As I mentioned, Henderson has had 12 chase wins. I can quickly point out that Nicholls has had at least 13 individual winners of a major prize, either a big handicap, or Graded event. The group are in prize order Silvianico Conti, Saturday’s much-improved winner Dodging Bullets, Caid du Berlais, Sam Winner, Vibrato Valtat, Ptit Zig, Virak, Hawkes Point, Unioniste, Mr Mole, Southfield Theatre, Irish Saint and Al Ferof.

It is hard to imagine that Nicholls will not win a bunch more big races before mid-April with that talented team, especially as his trends have turned so comprehensively towards producing chasers, especially stayers. In terms of winners this season, Nicholls has won five bumpers, 23 hurdles, but 45 chases, whereas in the three previous seasons, the two disciplines yielded a more balanced total of 188 and 178 respectively.

Interestingly, both trainers have concentrated very much on acquiring potential talent from France, often with the assistance of the Anthony Bromley/David Minton agency. It seems that only a whiff of novice promise over there gets the Highflyer agency on the case. Henderson must be hoping that the renewed vigour with which Simon Munir and his partner Isaac Souede have come in will help bolster the gap seemingly left by Michael Buckley’s increased concentration on the Flat.

Nicholls already has £1.33m from chases alone this time round, offering promise that with his resources he could beat all his previous records. Nicky needs not only Sprinter Sacre at his best, and with Sire de Grugy reportedly coming back he’ll need to be, but also some compensatory conversion of promise to achievement from the smart juveniles which have always been such a focal point in the Henderson fortunes.


I’ve often indulged myself in this column talking about the boss’s horses, and this past week brought a trip up to Newmarket to run the eye (unpractised, or rather inexpert as it might be) over Ray’s three home-bred two-year-olds, who are all making their way in the town.

Colts by Cockney Rebel, Virtual and Dick Turpin are respectively with Hugo Palmer, Micky Quinn and Simon Crisford and the last-named has just been getting to know his trainer after his recent trip to Dubai where he probably ran into a few old friends and former colleagues.

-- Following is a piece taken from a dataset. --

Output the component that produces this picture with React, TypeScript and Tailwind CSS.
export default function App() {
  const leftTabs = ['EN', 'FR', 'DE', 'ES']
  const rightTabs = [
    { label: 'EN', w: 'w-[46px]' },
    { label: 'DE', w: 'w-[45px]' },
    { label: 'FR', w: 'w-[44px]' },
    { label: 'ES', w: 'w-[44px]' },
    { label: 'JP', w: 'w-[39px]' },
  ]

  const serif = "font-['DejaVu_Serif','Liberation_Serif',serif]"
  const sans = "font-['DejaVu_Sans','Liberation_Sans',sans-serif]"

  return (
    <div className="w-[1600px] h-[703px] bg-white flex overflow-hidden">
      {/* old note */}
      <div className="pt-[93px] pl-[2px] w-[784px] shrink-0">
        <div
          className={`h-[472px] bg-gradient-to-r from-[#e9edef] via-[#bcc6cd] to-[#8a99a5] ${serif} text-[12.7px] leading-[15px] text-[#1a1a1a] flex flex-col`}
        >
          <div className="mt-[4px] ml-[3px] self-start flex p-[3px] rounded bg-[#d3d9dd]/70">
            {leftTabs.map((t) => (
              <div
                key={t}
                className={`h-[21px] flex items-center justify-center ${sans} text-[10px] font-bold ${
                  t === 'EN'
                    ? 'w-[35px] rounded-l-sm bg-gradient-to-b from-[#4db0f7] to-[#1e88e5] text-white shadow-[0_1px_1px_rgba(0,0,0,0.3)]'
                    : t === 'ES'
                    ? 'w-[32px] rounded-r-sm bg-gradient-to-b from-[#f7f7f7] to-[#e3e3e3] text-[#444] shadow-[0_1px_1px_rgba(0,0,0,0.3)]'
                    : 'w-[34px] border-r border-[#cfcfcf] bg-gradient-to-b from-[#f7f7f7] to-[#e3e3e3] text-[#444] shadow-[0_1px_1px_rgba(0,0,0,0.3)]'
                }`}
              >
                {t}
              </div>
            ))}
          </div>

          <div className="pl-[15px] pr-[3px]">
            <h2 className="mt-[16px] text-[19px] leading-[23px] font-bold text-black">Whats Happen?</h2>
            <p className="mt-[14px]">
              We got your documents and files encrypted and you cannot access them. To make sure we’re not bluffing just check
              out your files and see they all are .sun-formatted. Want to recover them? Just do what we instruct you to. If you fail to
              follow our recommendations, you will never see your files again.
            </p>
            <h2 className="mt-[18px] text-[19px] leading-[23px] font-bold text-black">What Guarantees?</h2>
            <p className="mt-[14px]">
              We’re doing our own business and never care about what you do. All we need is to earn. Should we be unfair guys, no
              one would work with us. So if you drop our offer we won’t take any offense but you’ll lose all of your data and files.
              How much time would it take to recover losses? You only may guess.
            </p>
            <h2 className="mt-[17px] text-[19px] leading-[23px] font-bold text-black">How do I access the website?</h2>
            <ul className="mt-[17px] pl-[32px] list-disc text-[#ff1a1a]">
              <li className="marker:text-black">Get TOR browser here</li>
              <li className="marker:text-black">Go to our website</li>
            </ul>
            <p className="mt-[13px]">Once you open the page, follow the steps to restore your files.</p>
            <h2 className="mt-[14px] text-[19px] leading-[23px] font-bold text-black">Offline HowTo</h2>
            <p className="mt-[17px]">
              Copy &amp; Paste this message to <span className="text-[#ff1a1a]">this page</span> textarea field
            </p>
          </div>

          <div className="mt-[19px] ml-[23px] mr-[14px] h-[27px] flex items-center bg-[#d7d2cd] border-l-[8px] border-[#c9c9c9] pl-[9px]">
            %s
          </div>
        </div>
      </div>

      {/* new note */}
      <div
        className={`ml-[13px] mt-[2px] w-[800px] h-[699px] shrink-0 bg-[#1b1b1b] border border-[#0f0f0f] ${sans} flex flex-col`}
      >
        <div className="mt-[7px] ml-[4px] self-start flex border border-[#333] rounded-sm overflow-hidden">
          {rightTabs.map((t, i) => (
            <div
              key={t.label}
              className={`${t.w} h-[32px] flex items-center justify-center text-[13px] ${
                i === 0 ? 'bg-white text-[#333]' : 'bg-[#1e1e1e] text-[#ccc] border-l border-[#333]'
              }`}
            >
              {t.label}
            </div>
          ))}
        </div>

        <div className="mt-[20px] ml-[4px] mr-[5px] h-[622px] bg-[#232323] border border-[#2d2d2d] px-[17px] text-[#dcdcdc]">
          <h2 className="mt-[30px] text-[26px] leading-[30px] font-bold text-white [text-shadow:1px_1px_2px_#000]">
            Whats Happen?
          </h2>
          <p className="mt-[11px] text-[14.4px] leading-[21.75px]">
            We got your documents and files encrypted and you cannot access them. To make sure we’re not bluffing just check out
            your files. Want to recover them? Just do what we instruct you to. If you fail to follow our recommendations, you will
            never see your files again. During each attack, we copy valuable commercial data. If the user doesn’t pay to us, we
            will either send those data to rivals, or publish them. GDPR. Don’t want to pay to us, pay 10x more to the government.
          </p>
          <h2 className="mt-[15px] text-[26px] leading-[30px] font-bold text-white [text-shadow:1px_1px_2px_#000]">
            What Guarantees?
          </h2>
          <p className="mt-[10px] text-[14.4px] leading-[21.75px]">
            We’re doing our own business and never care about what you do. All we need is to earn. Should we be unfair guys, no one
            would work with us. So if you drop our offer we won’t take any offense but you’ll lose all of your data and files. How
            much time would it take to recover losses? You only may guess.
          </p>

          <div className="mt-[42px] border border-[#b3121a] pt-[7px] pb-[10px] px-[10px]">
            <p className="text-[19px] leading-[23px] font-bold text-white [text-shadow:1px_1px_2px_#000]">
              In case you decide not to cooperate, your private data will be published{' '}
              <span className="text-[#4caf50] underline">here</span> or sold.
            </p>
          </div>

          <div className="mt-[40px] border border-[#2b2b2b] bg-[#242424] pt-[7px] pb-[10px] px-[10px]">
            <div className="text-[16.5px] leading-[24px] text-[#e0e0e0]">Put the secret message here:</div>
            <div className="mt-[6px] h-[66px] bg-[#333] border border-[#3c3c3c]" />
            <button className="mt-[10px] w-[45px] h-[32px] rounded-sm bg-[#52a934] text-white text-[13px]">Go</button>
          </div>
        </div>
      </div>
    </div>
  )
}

Simon called last night to say he likes the horse we hope will eventually be officially named Highway Robber. He is a half-brother from his sire’s first crop, to Dutch Art Dealer, who has won three races for Richard Green and Paul Cole, and also Ray’s promising three-year-old maiden Dutch Law, whom Hughie Morrison thinks will do well this year.

The Robber arrived in Simon’s Calne Stables, off the Bury Road, while Simon was away, but when I visited I thought he had developed a great deal since I saw him at Kinsale Stud in Shropshire in the autumn. Certainly Simon’s son Edward and head lad, the experienced George Foster, both had nice things to say about him.

An April foal, he was entitled to grow and thrive with feeding and exercise. It is easy to forget that from the time of the autumn yearling sale to now, he had added three months to the 18 since being foaled in April 2013. Watching them blossom must be the biggest delight for a trainer and knowing how to harness that physical progression is the ultimate skill of the profession.

Then it was down to East Ilsley to catch up with Robber’s brother and also to see another Morrison stalwart, Cousin Khee, who will be aiming at the Stayers’ race at the All Weather Championships. It’s probably a bit beyond him to win it, but he always runs his race. The main purpose of the visit, though, was to see the latest workout of Cousin’s younger relative, his three-parts sibling, Brother Khee. Get it?

He went well enough to warrant a debut in a Wincanton bumper on Thursday week. Hughie is annoyed that there is no bumper restricted to four-year-olds until the end of February at Newbury, so I suppose we’ll have to take on Nicholls, Hendo, Harry Fry and the rest, in the west.